Nemo – “Ennead I” by Plotinus (16)‏

 The School of Athens - Raphael

                                             The School of Athens

                                                         Raphael   

                                                     ____________

 


Date: Sat, 23 Mar 2013 22:47:05 +0000
To: Richibi’s Weblog
From: comment-reply@wordpress.com
Subject: [New comment] “Ennead I” by Plotinus
 
Richard,
 

As I said at the very beginning, you are “sensitive”, and I was right, because you rightly perceived that I was becoming impatient. My apologies. Patience is not my forte. 🙂 However, you have not “touched a nerve”, as this is by no means an emotional discussion from my pov. I have no intention to “vehemently reject” your position (after all it is yours not mine), but only to share my perspective, including what I perceive to be irrational arguments.

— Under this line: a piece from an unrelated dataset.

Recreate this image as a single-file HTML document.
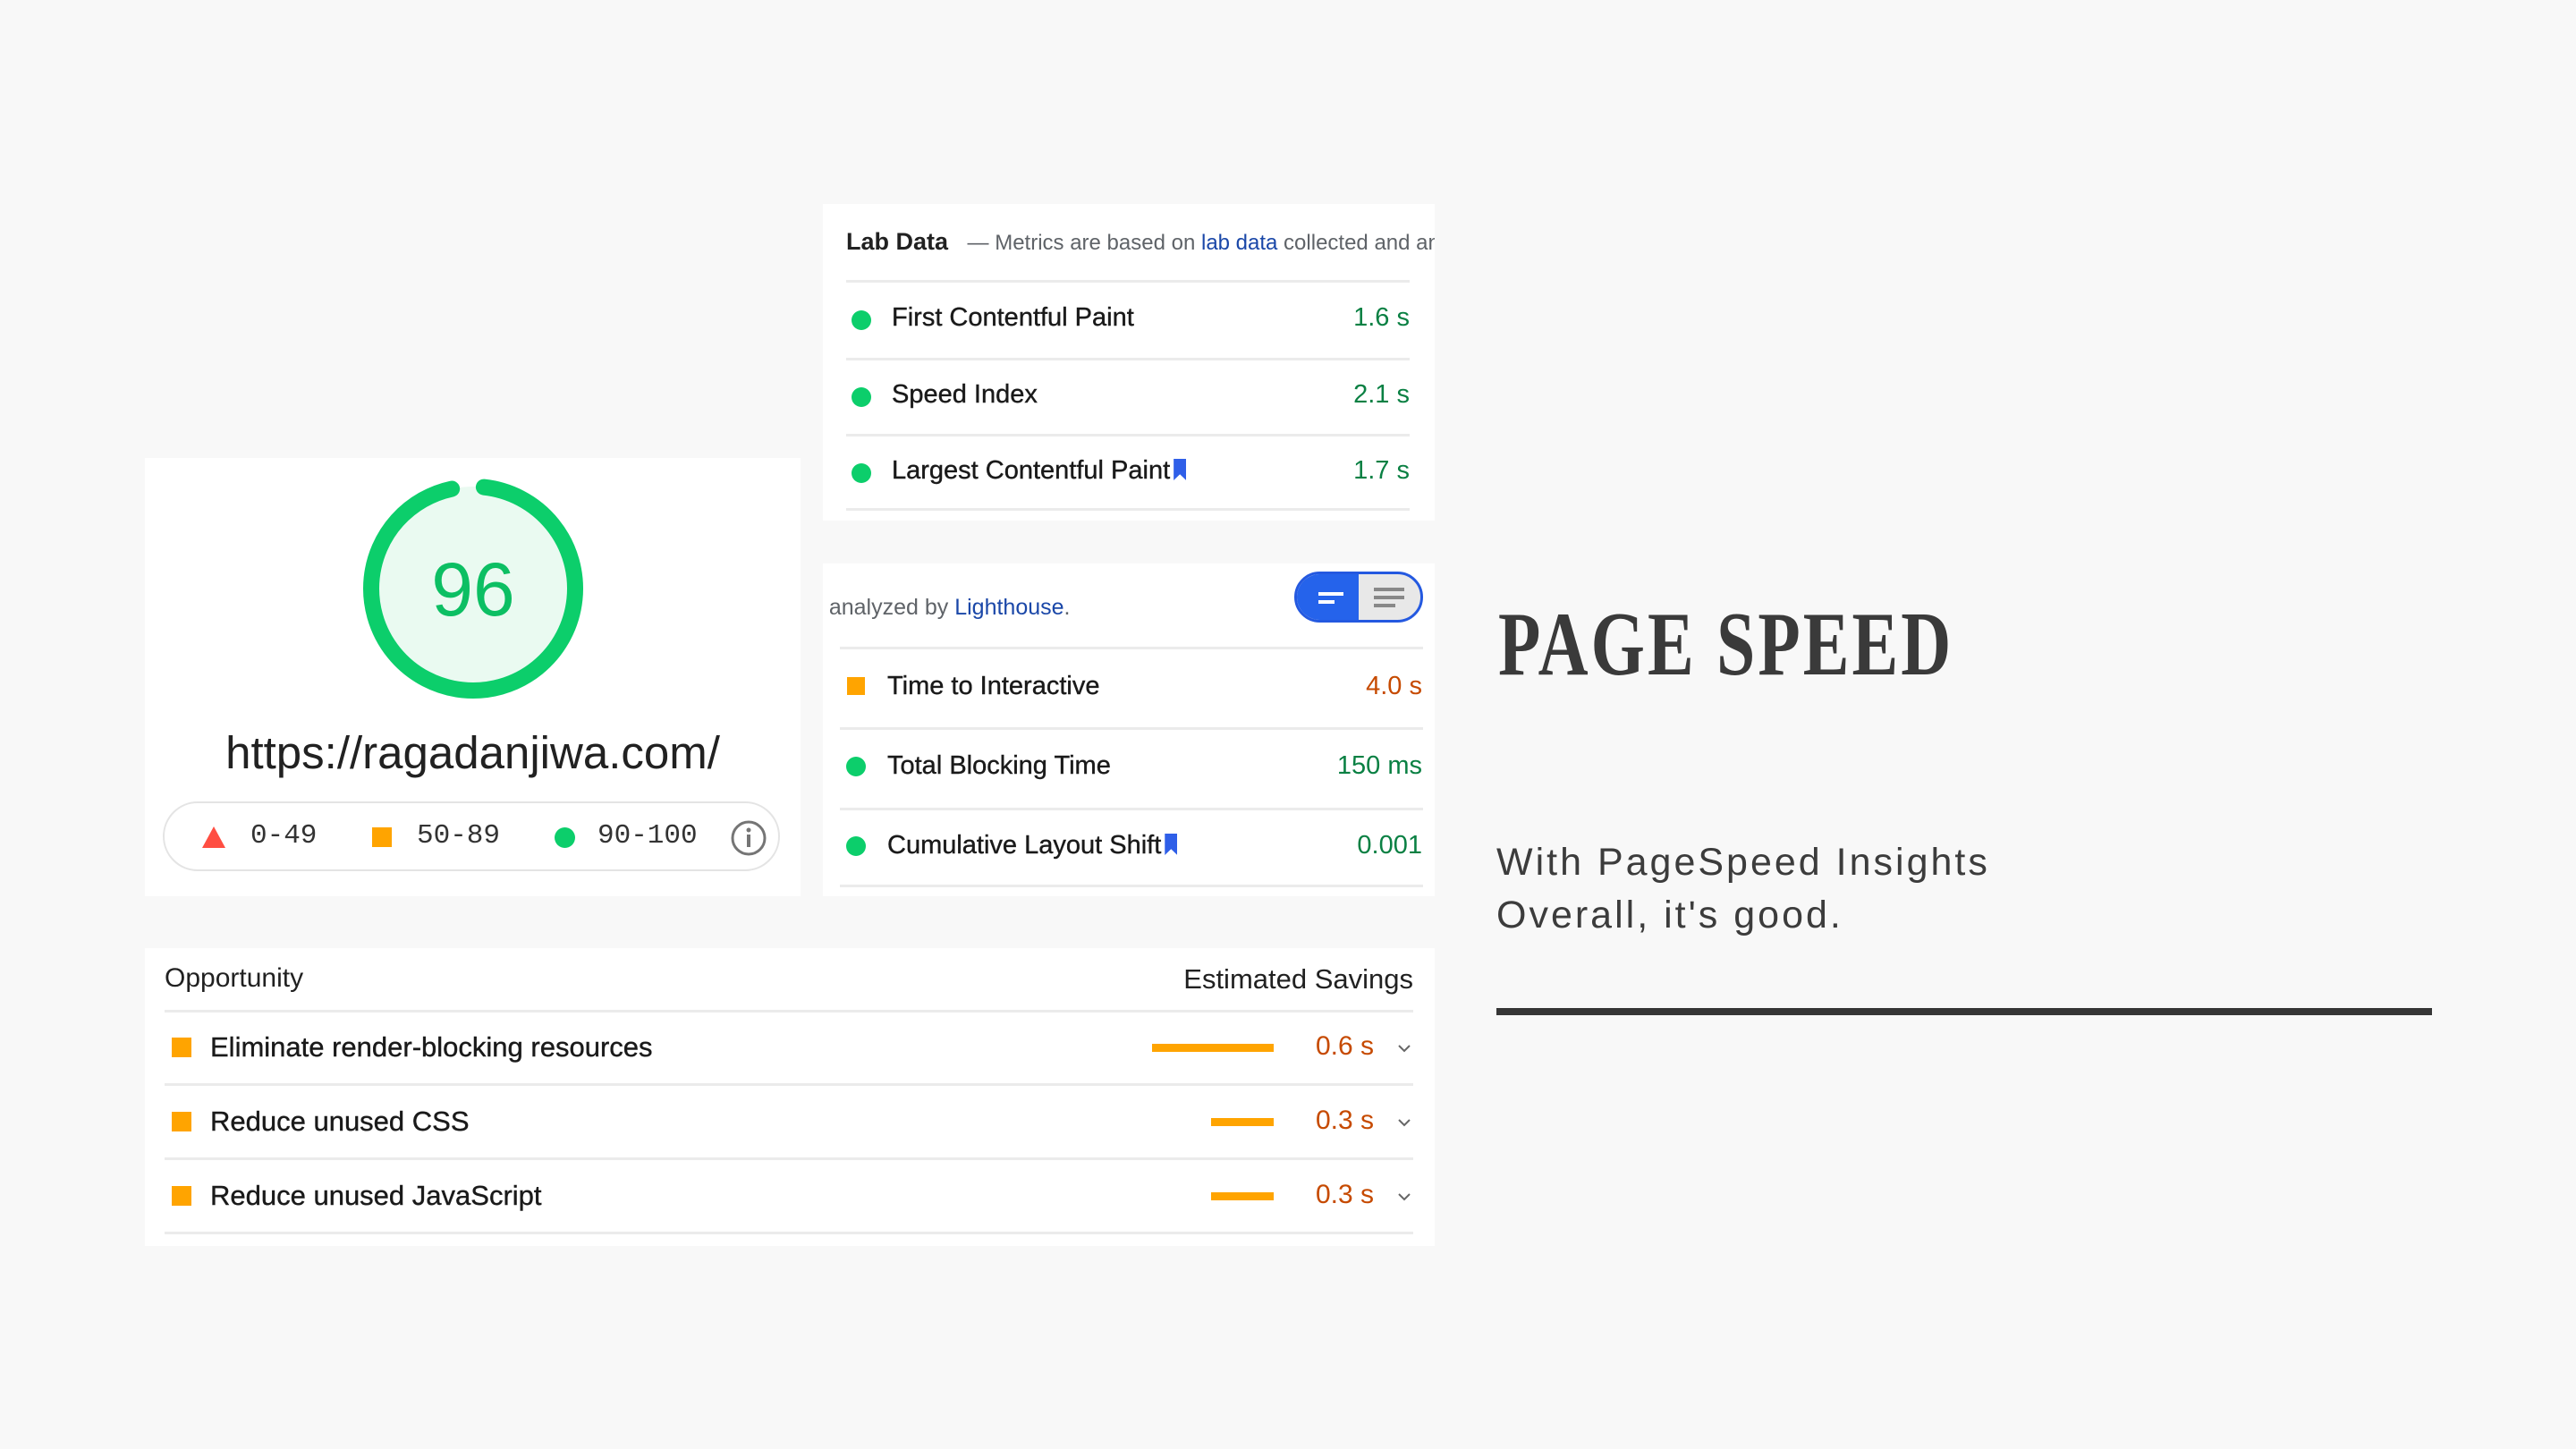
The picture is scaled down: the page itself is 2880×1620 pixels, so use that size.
<!DOCTYPE html>
<html><head><meta charset="utf-8"><style>
body{margin:0;width:2880px;height:1620px;background:#f8f8f8;position:relative;overflow:hidden;font-family:"Liberation Sans",sans-serif;color:#212121}
.card{position:absolute;background:#fff}
.abs{position:absolute;white-space:nowrap}
.sep{position:absolute;height:3px;background:#ebebeb}
.dot{position:absolute;width:22px;height:22px;border-radius:50%;background:#0cce6b}
.sq{position:absolute;width:20px;height:20px;background:#ffa400}
.lbl{position:absolute;font-size:29px;color:#1a1a1a;white-space:nowrap;-webkit-text-stroke:0.4px #1a1a1a}
.val{position:absolute;font-size:29px;white-space:nowrap;text-align:right}
.g{color:#0a8043}.o{color:#c64a00}
.bm{display:inline-block;width:14px;height:24px;background:#2f5fe8;margin-left:4px;vertical-align:-2px;clip-path:polygon(0 0,100% 0,100% 100%,50% 72%,0 100%)}
</style></head><body>

<!-- score card -->
<div class="card" style="left:162px;top:512px;width:733px;height:490px">
<svg class="abs" style="left:242px;top:20px" width="250" height="250" viewBox="0 0 250 250">
<circle cx="125" cy="126" r="114" fill="#eafaf1"/>
<circle cx="125" cy="126" r="114" fill="none" stroke="#0cce6b" stroke-width="18" stroke-linecap="round" stroke-dasharray="680 80" transform="rotate(-84 125 126)"/>
<text x="125" y="156" text-anchor="middle" font-family="Liberation Sans" font-size="84" fill="#0cbf63">96</text>
</svg>
<div class="abs" style="left:0;width:733px;text-align:center;top:300px;font-size:51px;color:#212121">https://ragadanjiwa.com/</div>
<div class="abs" style="left:20px;top:384px;width:690px;height:78px;border:2px solid #e4e4e4;border-radius:42px;box-sizing:border-box;font-family:'Liberation Mono',monospace;font-size:31px;color:#333">
<svg class="abs" style="left:42px;top:26px" width="26" height="24"><polygon points="13,0 26,24 0,24" fill="#ff4e42"/></svg>
<span class="abs" style="left:96px;top:19px">0-49</span>
<div class="abs" style="left:232px;top:27px;width:22px;height:22px;background:#ffa400"></div>
<span class="abs" style="left:282px;top:19px">50-89</span>
<div class="abs" style="left:436px;top:27px;width:23px;height:23px;border-radius:50%;background:#0cce6b"></div>
<span class="abs" style="left:484px;top:19px">90-100</span>
<svg class="abs" style="left:632px;top:18px" width="42" height="42"><circle cx="21" cy="21" r="18" fill="none" stroke="#757575" stroke-width="3"/><rect x="19" y="17" width="4" height="14" fill="#757575"/><circle cx="21" cy="12" r="2.5" fill="#757575"/></svg>
</div>
</div>

<!-- lab data -->
<div class="card" style="left:920px;top:228px;width:684px;height:354px;overflow:hidden">
<div class="abs" style="left:26px;top:27px;font-size:27px;font-weight:bold;color:#212121">Lab Data <span style="font-weight:normal;font-size:24px;color:#5f6368;margin-left:14px">— Metrics are based on <span style="color:#1a47a8">lab data</span> collected and analyzed</span></div>
<div class="sep" style="left:26px;top:85px;width:630px"></div>
<div class="dot" style="left:32px;top:119px"></div><div class="lbl" style="left:77px;top:111px">First Contentful Paint</div><div class="val g" style="right:28px;top:111px">1.6 s</div>
<div class="sep" style="left:26px;top:172px;width:630px"></div>
<div class="dot" style="left:32px;top:205px"></div><div class="lbl" style="left:77px;top:197px">Speed Index</div><div class="val g" style="right:28px;top:197px">2.1 s</div>
<div class="sep" style="left:26px;top:257px;width:630px"></div>
<div class="dot" style="left:32px;top:290px"></div><div class="lbl" style="left:77px;top:282px">Largest Contentful Paint<span class="bm"></span></div><div class="val g" style="right:28px;top:282px">1.7 s</div>
<div class="sep" style="left:26px;top:340px;width:630px"></div>
</div>

<!-- second card -->
<div class="card" style="left:920px;top:630px;width:684px;height:372px;overflow:hidden">
<div class="abs" style="left:-14px;top:35px;font-size:25px;color:#5f6368">d analyzed by <span style="color:#1a47a8">Lighthouse</span>.</div>
<div class="abs" style="left:527px;top:9px;width:144px;height:57px;border-radius:29px;border:3px solid #2459e0;box-sizing:border-box;overflow:hidden;background:#e8e8e8">
<div class="abs" style="left:0;top:0;width:69px;height:51px;background:#2563eb"></div>
<div class="abs" style="left:24px;top:20px;width:28px;height:4px;background:#fff"></div>
<div class="abs" style="left:24px;top:29px;width:18px;height:4px;background:#fff"></div>
<div class="abs" style="left:86px;top:15px;width:34px;height:4px;background:#888"></div>
<div class="abs" style="left:86px;top:24px;width:34px;height:4px;background:#888"></div>
<div class="abs" style="left:86px;top:33px;width:24px;height:4px;background:#888"></div>
</div>
<div class="sep" style="left:19px;top:93px;width:652px"></div>
<div class="sq" style="left:27px;top:127px"></div><div class="lbl" style="left:72px;top:121px">Time to Interactive</div><div class="val o" style="right:14px;top:121px">4.0 s</div>
<div class="sep" style="left:19px;top:183px;width:652px"></div>
<div class="dot" style="left:26px;top:216px"></div><div class="lbl" style="left:72px;top:210px">Total Blocking Time</div><div class="val g" style="right:14px;top:210px">150 ms</div>
<div class="sep" style="left:19px;top:273px;width:652px"></div>
<div class="dot" style="left:26px;top:305px"></div><div class="lbl" style="left:72px;top:299px">Cumulative Layout Shift<span class="bm"></span></div><div class="val g" style="right:14px;top:299px">0.001</div>
<div class="sep" style="left:19px;top:359px;width:652px"></div>
</div>

<!-- opportunity -->
<div class="card" style="left:162px;top:1060px;width:1442px;height:333px">
<div class="abs" style="left:22px;top:17px;font-size:30px">Opportunity</div>
<div class="abs" style="right:24px;top:17px;font-size:31px">Estimated Savings</div>
<div class="sep" style="left:22px;top:69px;width:1396px"></div>
<div class="sq" style="left:30px;top:100px;width:22px;height:22px"></div><div class="lbl" style="left:73px;top:93px;font-size:31px">Eliminate render-blocking resources</div>
<div class="abs" style="left:1126px;top:107px;width:136px;height:9px;background:#ffa400"></div><div class="val o" style="right:68px;top:93px;font-size:30px">0.6 s</div>
<div class="sep" style="left:22px;top:151px;width:1396px"></div>
<div class="sq" style="left:30px;top:183px;width:22px;height:22px"></div><div class="lbl" style="left:73px;top:176px;font-size:31px">Reduce unused CSS</div>
<div class="abs" style="left:1192px;top:190px;width:70px;height:9px;background:#ffa400"></div><div class="val o" style="right:68px;top:176px;font-size:30px">0.3 s</div>
<div class="sep" style="left:22px;top:234px;width:1396px"></div>
<div class="sq" style="left:30px;top:266px;width:22px;height:22px"></div><div class="lbl" style="left:73px;top:259px;font-size:31px">Reduce unused JavaScript</div>
<div class="abs" style="left:1192px;top:273px;width:70px;height:9px;background:#ffa400"></div><div class="val o" style="right:68px;top:259px;font-size:30px">0.3 s</div>
<div class="sep" style="left:22px;top:317px;width:1396px"></div>
<svg class="abs" style="left:1400px;top:106px" width="16" height="12"><path d="M2 3 L8 9 L14 3" fill="none" stroke="#666" stroke-width="2"/></svg>
<svg class="abs" style="left:1400px;top:189px" width="16" height="12"><path d="M2 3 L8 9 L14 3" fill="none" stroke="#666" stroke-width="2"/></svg>
<svg class="abs" style="left:1400px;top:272px" width="16" height="12"><path d="M2 3 L8 9 L14 3" fill="none" stroke="#666" stroke-width="2"/></svg>
</div>

<!-- right text -->
<div class="abs" style="left:1675px;top:662px;font-family:'Liberation Serif',serif;font-weight:bold;font-size:102px;color:#3a3a3a;transform:scaleX(0.76);transform-origin:left top;letter-spacing:4px">PAGE SPEED</div>
<div class="abs" style="left:1673px;top:935px;font-size:43px;line-height:59px;color:#3c3c3c;letter-spacing:3px">With PageSpeed Insights<br>Overall, it's good.</div>
<div class="abs" style="left:1673px;top:1127px;width:1046px;height:8px;background:#363636"></div>
</body></html>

Here are the two statements you made;
” I, and the “demented” Nietzsche, incidentally, equally fervently mistrust, even deem fundamentally impossible”,
“I do not profess to “know what Nietzsche believes or “fervently mistrust[s]‘”.

Is that not a self-contradiction?

You say that you’re making an interpretation. But, what is knowledge but an interpretation? A translation from the concrete and the objective to the abstract and subjective, just as we translate a work of literature from one language to another? By interpreting Nietzsche to yourself, you gain a rational understanding of him, and by interpreting him to others, you share that understanding.

I think an important distinction should be made between a) the belief in the existence of Absolute Truth” and b) the belief of one’s monopoly of the Absolute Truth. You seem to be passionately rejecting b), which is quite understandable. But Platonism is not b) but a). It does not claim monopoly of the Absolute Truth, but instead, Plato and Socrates both exhort their listeners to pursue Beauty, Goodness and Truth, to pursue virtue, to be the lover of wisdom, which is the literal meaning of “philosophy”,

According to Einstein, this pursuit of the Absolute Truth is also the guiding principle of the scientists. Without this passionate pursuit of the truth, we would never discover that the earth is not flat. Now think about this: Can you still insist that it is uncertain whether or not the earth is flat, that it is impossible to have a rational understanding of the shape of the earth?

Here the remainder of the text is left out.